Very true in general, but the Go team has been lucky in that GCC core maintainer Ian Taylor has been a member since the early days. Gccgo has been a spec-conformant Go compiler since 2012 [2], and so nearly all of the GCC-integration bits have been in place for seven years. As a result, it's far more a matter of staffing the project so that the Go frontend's inliner, garbage collector, and escape analysis can reach parity with gc, rather than dealing with GCC/FSF politics.
> You can browse the original commit here. That stuff has all been rewritten in Go.
Yeah, I'm familiar with the lineage. I don't know that I'd say that it's been rewritten in Go, though, as the toolchain and runtime were converted fairly automatically with a "c2go" tool that Russ Cox wrote [0] around the Go 1.5 release. Have you looked at the resulting code much?

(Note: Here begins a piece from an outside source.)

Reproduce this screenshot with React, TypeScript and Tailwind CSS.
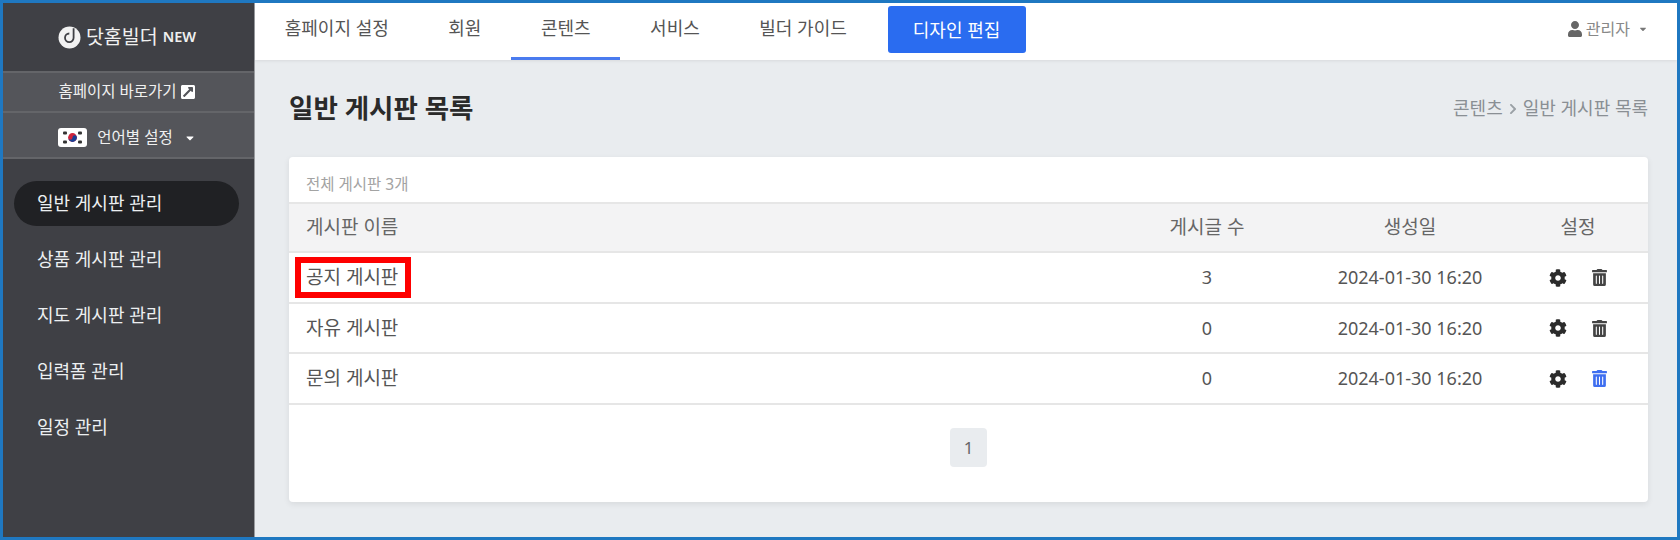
import { FaCog, FaTrashAlt, FaUser, FaExternalLinkSquareAlt, FaCaretDown, FaChevronRight } from 'react-icons/fa'

const tabs = ['홈페이지 설정', '회원', '콘텐츠', '서비스', '빌더 가이드']
const menus = ['일반 게시판 관리', '상품 게시판 관리', '지도 게시판 관리', '입력폼 관리', '일정 관리']
const rows = [
  { name: '공지 게시판', count: 3, h: 'h-[51px]', boxed: true },
  { name: '자유 게시판', count: 0, h: 'h-[50px]' },
  { name: '문의 게시판', count: 0, h: 'h-[51px]', hover: true },
]

function Flag() {
  return (
    <svg width="29" height="19" viewBox="0 0 29 19" className="shrink-0">
      <rect width="29" height="19" rx="3" fill="#fff" />
      <circle cx="14.5" cy="9.5" r="4.4" fill="#d0243c" />
      <path d="M10.1 9.5a4.4 4.4 0 0 0 8.8 0a2.2 2.2 0 0 0-4.4 0a2.2 2.2 0 0 1-4.4 0z" fill="#1a3f94" />
      <g fill="#333">
        <rect x="5" y="3.5" width="4" height="3" rx="1" />
        <rect x="20" y="3.5" width="4" height="3" rx="1" />
        <rect x="5" y="12.5" width="4" height="3" rx="1" />
        <rect x="20" y="12.5" width="4" height="3" rx="1" />
      </g>
    </svg>
  )
}

function Logo() {
  return (
    <svg width="23" height="23" viewBox="0 0 23 23" className="shrink-0">
      <circle cx="11.5" cy="11.5" r="11" fill="#f2f2f2" />
      <path d="M15.6 2.2v9.6a4.3 4.3 0 1 1-4.3-4.3" fill="none" stroke="#3f4045" strokeWidth="1.8" />
    </svg>
  )
}

export default function App() {
  return (
    <div className="h-[540px] w-[1680px] border-[3px] border-[#1f78c1] flex bg-[#e9ecef] overflow-hidden font-['Noto_Sans','Noto_Sans_CJK_KR',sans-serif]">
      {/* sidebar */}
      <aside className="w-[252px] shrink-0 bg-[#3f4045] border-r border-[#9a9ca0]">
        <div className="h-[68px] flex items-center justify-center text-[#f0f0f0] pr-[3px]">
          <Logo />
          <span className="text-[19.5px] ml-[5px]">닷홈빌더</span>
          <span className="text-[14.5px] font-semibold ml-[5px]">NEW</span>
        </div>
        <div className="h-[42px] bg-[#54555a] border-y-2 border-[#646569] flex items-center justify-center gap-[3px] text-[15.5px] text-[#f0f0f0] pr-[3px]">
          홈페이지 바로가기
          <FaExternalLinkSquareAlt className="text-[16px] text-white" />
        </div>
        <div className="h-[48px] -mt-[2px] pt-[5px] bg-[#54555a] border-y-2 border-[#646569] flex items-center justify-center text-[15.5px] text-[#f0f0f0] pr-[3px]">
          <Flag />
          <span className="ml-[10px]">언어별 설정</span>
          <FaCaretDown className="ml-[11px] text-[12px] text-white" />
        </div>
        <nav className="px-[11px] pt-[22px] flex flex-col gap-[11px]">
          {menus.map((m, i) => (
            <div
              key={m}
              className={`h-[45px] w-[225px] rounded-full pl-[23px] flex items-center text-[18px] text-[#eceff1] ${i === 0 ? 'bg-[#202124]' : ''}`}
            >
              {m}
            </div>
          ))}
        </nav>
      </aside>

      <div className="flex-1 min-w-0 flex flex-col">
        {/* top bar */}
        <header className="h-[57px] shrink-0 bg-white shadow-[0_1px_3px_rgba(0,0,0,0.08)] flex items-start">
          <nav className="flex items-start">
            {tabs.map((t, i) => (
              <div
                key={t}
                className={`h-[57px] px-[29.75px] pt-[12px] text-[18px] text-[#555] border-b-[3px] ${i === 2 ? 'border-[#4a7bef]' : 'border-transparent'}`}
              >
                {t}
              </div>
            ))}
          </nav>
          <button className="ml-[11px] mt-[3px] w-[138px] h-[47px] pt-[2px] rounded-[3px] bg-[#2a6cf0] text-white text-[18px]">
            디자인 편집
          </button>
          <div className="ml-auto mr-[29px] mt-[14px] flex items-center text-[16px] text-[#888]">
            <FaUser className="text-[16px] text-[#666]" />
            <span className="ml-[3px]">관리자</span>
            <FaCaretDown className="ml-[8px] text-[10px] text-[#777]" />
          </div>
        </header>

        <main className="flex-1 min-h-0 pl-[34px] pr-[29px]">
          <div className="h-[97px] flex items-center justify-between">
            <h1 className="text-[26.5px] font-semibold text-[#2a2a2a]">일반 게시판 목록</h1>
            <div className="text-[18px] text-[#8a8f94] flex items-center">
              콘텐츠
              <FaChevronRight className="mx-[4px] text-[12px] text-[#9aa0a5]" />
              일반 게시판 목록
            </div>
          </div>

          <section className="h-[345px] bg-white rounded-[4px] shadow-[0_2px_6px_rgba(0,0,0,0.08)]">
            <div className="h-[45px] pl-[17px] pt-[15px] text-[15.5px] text-[#a3a3a3] leading-[24px]">전체 게시판 3개</div>
            <div className="h-[51px] flex items-center bg-[#f3f3f4] border-y-2 border-[#e6e6e6] text-[19px] text-[#666]">
              <div className="flex-1 pl-[17px]">게시판 이름</div>
              <div className="w-[210px] text-center">게시글 수</div>
              <div className="w-[196px] text-center">생성일</div>
              <div className="w-[140px] text-center">설정</div>
            </div>
            {rows.map(r => (
              <div key={r.name} className={`${r.h} flex items-center border-b-2 border-[#e6e6e6] text-[18px] text-[#555]`}>
                <div className="flex-1 pl-[17px]">
                  <span className={`text-[19px] ${r.boxed ? 'inline-block -ml-[11px] pl-[5px] pr-[7px] border-[6px] border-[#fe0000] leading-[29px]' : ''}`}>{r.name}</span>
                </div>
                <div className="w-[210px] text-center">{r.count}</div>
                <div className="w-[196px] text-center">2024-01-30 16:20</div>
                <div className="w-[140px] flex items-center justify-center gap-[24px]">
                  <FaCog className="text-[18px] text-[#2b2b2b]" />
                  <FaTrashAlt className={`text-[17px] ${r.hover ? 'text-[#3f6ff0]' : 'text-[#444]'}`} />
                </div>
              </div>
            ))}
            <div className="flex justify-center pt-[23px]">
              <div className="w-[37px] h-[39px] rounded-[4px] bg-[#e9ecef] flex items-center justify-center text-[17px] text-[#666]">1</div>
            </div>
          </section>
        </main>
      </div>
    </div>
  )
}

Some of it has been rewritten to be idiomatic Go, but a lot of it is still very clearly C code that has been automatically translated [1]. See also the fact that go/src/runtime/runtime.go, go/src/runtime/runtime1.go, and go/src/runtime/runtime2.go all exist—a consequence of the fact that runtime.go, runtime.c, and runtime.h all existed in Go 1.4 [2].
[0]: https://github.com/rsc/c2go
[1]: https://github.com/golang/go/blob/7b294cdd8df0a9523010f6ffc8...
> There are so many optimizations that will likely never be added to gc, like a register-based calling convention.
The calling conventions was marked as undefined as a first step to changing it [1]. The change was introduced by the very author of this post.
Also, a more agressive inlining mitigates the slow calling conventions.
More generally, I think it is a huge achievement for a PL to be self hosting. It makes its development easier as there is only one language to deeply know (plus assembly of course).
I don't think that's true. The build process used GCC to compile the Go and C compilers. The Plan-9-derived C compiler was used for compiling those parts of the runtime that were written in C back then and were supposed to follow the conventions of Go program code.
As you can tell from Inferno (or even Plan 9 from userspace), GCC can compile the Plan 9 C dialect, given the right options.
> What other language ships its own assembler?!
The majority of native code compilers I have seen include their own assembler. Many of them don't have a textual input format, but they are assemblers nonetheless.
This goal is entirely at odds with an unsafe, legacy-ridden C/C++ toolchain.
Maybe some of it can be fixed with a lot of engineering effort, but the fact remains that it is a bad idea to redo so much work every time.
Maybe the people who invented shared libraries had a point after all.
Of course the real problem is software and dependency bloat, but that is unlikely to ever get fixed.
Worse, this needs to happen at every executable invokation.